David Moscrop | Are We Too Dumb for Democracy?

As an academic, writer, and political commentator, it would be safe to say that David Moscrop could enter into any political conversation with an opinion, and a well-informed one at that. His studies and research focus primarily on democratic deliberation, citizenship, social media, communication, and how we make political decisions – both good and bad.

Moscrop is a political theorist and postdoctoral fellow in the Scholarly Communications Lab at Simon Fraser University, where he studies information flows in the digital public sphere and democratic decision making. He completed a PhD in in political science at the University of British Columbia in spring 2017, and is currently working on a project focused on how knowledge circulates on the internet and what that means for citizen participation in contemporary democracies.

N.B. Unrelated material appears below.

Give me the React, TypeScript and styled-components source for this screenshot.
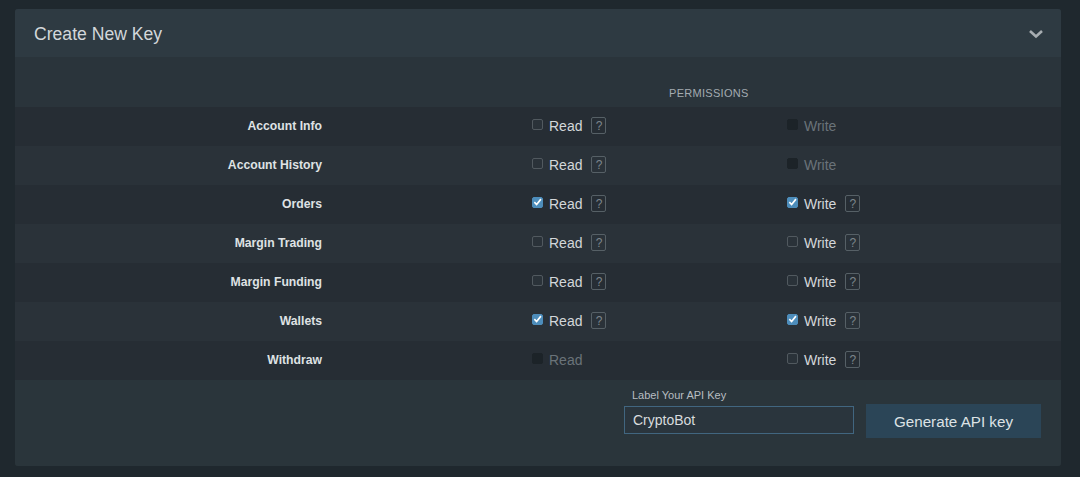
import React from "react";
import styled, { createGlobalStyle } from "styled-components";

const Global = createGlobalStyle`
  html, body { margin: 0; padding: 0; background: #1f282e; }
  body { font-family: "Liberation Sans", Arial, sans-serif; }
  * { box-sizing: border-box; }
`;

const Page = styled.div`
  width: 1080px;
  height: 477px;
  padding: 9px 19px 0 15px;
  background: #1f282e;
`;

const Panel = styled.section`
  width: 1046px;
  height: 457px;
  border-radius: 3px;
  overflow: hidden;
  background: #2a343b;
  display: flex;
  flex-direction: column;
`;

const Header = styled.header`
  height: 48px;
  background: #2e3a42;
  display: flex;
  align-items: center;
  justify-content: space-between;
  padding: 2px 17px 0 19px;
`;

const Title = styled.h2`
  margin: 0;
  font-size: 17.6px;
  font-weight: 400;
  color: #d3d7da;
`;

const ColHeader = styled.div`
  height: 50px;
  display: flex;
  align-items: flex-end;
  padding: 0 0 8px 654px;
  font-size: 11px;
  color: #a3abb1;
  letter-spacing: 0.3px;
`;

const Row = styled.div<{ $odd: boolean }>`
  height: 39px;
  display: grid;
  grid-template-columns: 307px 210px 255px 1fr;
  align-items: center;
  padding-bottom: 2px;
  background: ${(p) => (p.$odd ? "#262d34" : "#2a3239")};
`;

const Label = styled.div`
  text-align: right;
  font-size: 12.2px;
  font-weight: 700;
  color: #dfe2e4;
`;

const Cell = styled.div<{ $col: number }>`
  grid-column: ${(p) => p.$col};
  display: flex;
  align-items: center;
`;

const Box = styled.span<{ $state: "off" | "on" | "disabled" }>`
  width: 11px;
  height: 11px;
  border-radius: 2px;
  margin-top: -3px;
  margin-right: 6px;
  display: inline-flex;
  align-items: center;
  justify-content: center;
  background: ${(p) =>
    p.$state === "on" ? "#4d8dbb" : p.$state === "disabled" ? "#1c2328" : "#2a3239"};
  border: 1px solid
    ${(p) => (p.$state === "on" ? "#4d8dbb" : p.$state === "disabled" ? "#1c2328" : "#51595f")};
`;

const OptText = styled.span<{ $disabled: boolean }>`
  font-size: 14px;
  color: ${(p) => (p.$disabled ? "#6a7379" : "#d3d7da")};
`;

const Help = styled.span`
  width: 15px;
  height: 17px;
  margin-left: 9px;
  border: 1px solid #566066;
  border-radius: 2px;
  display: inline-flex;
  align-items: center;
  justify-content: center;
  font-size: 12px;
  color: #7d868c;
`;

const Footer = styled.div`
  flex: 1;
  background: #2a353b;
  display: flex;
  justify-content: flex-end;
  align-items: flex-start;
  padding: 9px 20px 0 0;
  gap: 12px;
`;

const Field = styled.label`
  display: flex;
  flex-direction: column;
`;

const FieldLabel = styled.span`
  font-size: 11px;
  color: #b8bec2;
  padding-left: 8px;
  margin-bottom: 4px;
  line-height: 13px;
`;

const Input = styled.input`
  width: 230px;
  height: 28px;
  background: #2a353d;
  border: 1px solid #416680;
  color: #d8dcde;
  font-family: "Liberation Sans", Arial, sans-serif;
  font-size: 14px;
  padding: 0 8px;
  outline: none;
`;

const Button = styled.button`
  width: 175px;
  height: 34px;
  margin-top: 15px;
  background: #2b4557;
  border: none;
  color: #dde2e5;
  font-family: "Liberation Sans", Arial, sans-serif;
  font-size: 15.2px;
  padding: 0;
`;

type S = "off" | "on" | "disabled";

const rows: { name: string; read: S; write: S; rh: boolean; wh: boolean }[] = [
  { name: "Account Info", read: "off", write: "disabled", rh: true, wh: false },
  { name: "Account History", read: "off", write: "disabled", rh: true, wh: false },
  { name: "Orders", read: "on", write: "on", rh: true, wh: true },
  { name: "Margin Trading", read: "off", write: "off", rh: true, wh: true },
  { name: "Margin Funding", read: "off", write: "off", rh: true, wh: true },
  { name: "Wallets", read: "on", write: "on", rh: true, wh: true },
  { name: "Withdraw", read: "disabled", write: "off", rh: false, wh: true },
];

const Check = () => (
  <svg width="10" height="10" viewBox="0 0 10 10">
    <path d="M1.5 5.2 L4 7.8 L8.8 1.8" fill="none" stroke="#fff" strokeWidth="1.8" />
  </svg>
);

const Option = ({ state, text, help }: { state: S; text: string; help: boolean }) => (
  <>
    <Box $state={state}>{state === "on" && <Check />}</Box>
    <OptText $disabled={state === "disabled"}>{text}</OptText>
    {help && <Help>?</Help>}
  </>
);

export default function App() {
  return (
    <Page>
      <Global />
      <Panel>
        <Header>
          <Title>Create New Key</Title>
          <svg width="16" height="10" viewBox="0 0 16 10">
            <path d="M2 2 L8 7.5 L14 2" fill="none" stroke="#a7adb1" strokeWidth="2.6" />
          </svg>
        </Header>
        <ColHeader>PERMISSIONS</ColHeader>
        {rows.map((r, i) => (
          <Row key={r.name} $odd={i % 2 === 0}>
            <Label>{r.name}</Label>
            <Cell $col={3}>
              <Option state={r.read} text="Read" help={r.rh} />
            </Cell>
            <Cell $col={4}>
              <Option state={r.write} text="Write" help={r.wh} />
            </Cell>
          </Row>
        ))}
        <Footer>
          <Field>
            <FieldLabel>Label Your API Key</FieldLabel>
            <Input defaultValue="CryptoBot" />
          </Field>
          <Button>Generate API key</Button>
        </Footer>
      </Panel>
    </Page>
  );
}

Moscrop is also working on a Social Sciences and Humanities Research Council (SSHRC) funded project at UBC led by Chris Tenove and Mark Warren. We are researching digital threats to democracy, including microtargeting, Big Data, fake news, bots, and hacking. Their focus is to identify the nature of these threats, which parts of our democracy they threaten, and what we should be doing in response.

He is also a regular contributor to Maclean’s magazine and other radio, print, and television outlets offering political commentary and exploring democratic theory. Watch for his first book Too Dumb for Democracy? Why we Make Bad Political Decisions and How we Can Make Better Ones, scheduled for release by Goose Lane Editions in the spring of 2019.